Amazon SQS (Simple Queue Service) and ZeroMQ are two messaging systems used to facilitate communication between applications. Here are the key differences between Amazon SQS and ZeroMQ:
Messaging Paradigm: Amazon SQS is a fully managed message queuing service provided by Amazon Web Services (AWS). It follows a message queue model, where messages are sent to and received from a queue. It ensures reliable and scalable message delivery and supports both FIFO (First-In-First-Out) and Standard queues. ZeroMQ, on the other hand, is a lightweight messaging library that follows a socket-based messaging paradigm. It provides a set of socket-like APIs that allow applications to send and receive messages directly between each other.
Architecture and Deployment: Amazon SQS is a cloud-based service that is hosted and managed by AWS. It is designed to be highly available, durable, and scalable, making it suitable for distributed applications and microservices in the cloud. In contrast, ZeroMQ is a library that is integrated directly into applications. It is a low-level tool that allows developers to implement messaging patterns directly in their code. ZeroMQ can be used in various deployment scenarios, from local applications to distributed systems.
Message Persistence and Durability: Amazon SQS guarantees message persistence, meaning messages are stored even if the consumer application is not currently available.
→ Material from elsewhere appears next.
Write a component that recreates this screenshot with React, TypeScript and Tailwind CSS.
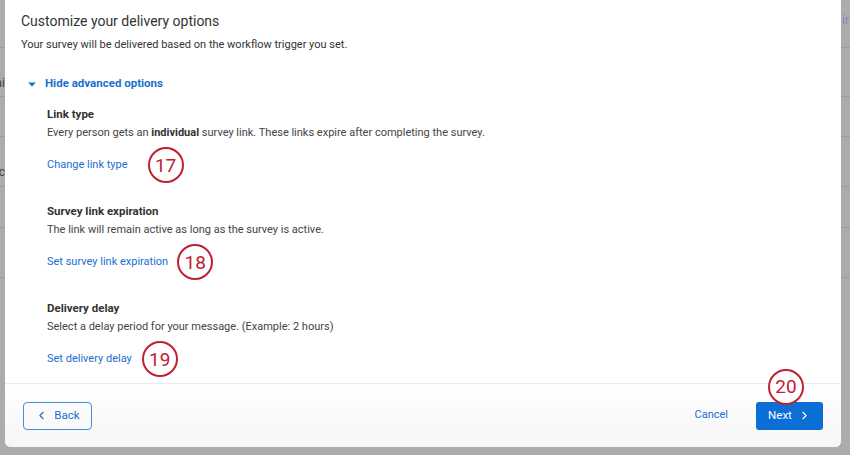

This ensures that no messages are lost, and the messages can be processed at a later time. ZeroMQ, by default, does not provide built-in message persistence. If a message cannot be delivered immediately, it is discarded. However, developers can implement their own message persistence mechanisms using ZeroMQ's building blocks.
Scalability and Throughput: Amazon SQS is designed for high scalability and can handle a large number of messages and consumers simultaneously. It automatically scales based on demand. ZeroMQ is lightweight and designed for low-latency communication within a single application or across a small set of interconnected applications. It can handle moderate message throughput.
Protocol and Features: Amazon SQS provides a web service API, making it accessible to applications through HTTP or HTTPS protocols. It offers features like message filtering, dead-letter queues, and message attributes. ZeroMQ, being a library, can be integrated into applications using various language-specific bindings and supports a wide range of messaging patterns, including pub-sub, request-reply, and dealer-router patterns.
In summary, Amazon SQS is a fully managed, cloud-based message queuing service that provides high availability, scalability, and message durability, while ZeroMQ is a lightweight messaging library that allows direct communication between applications within a single environment or across a limited network.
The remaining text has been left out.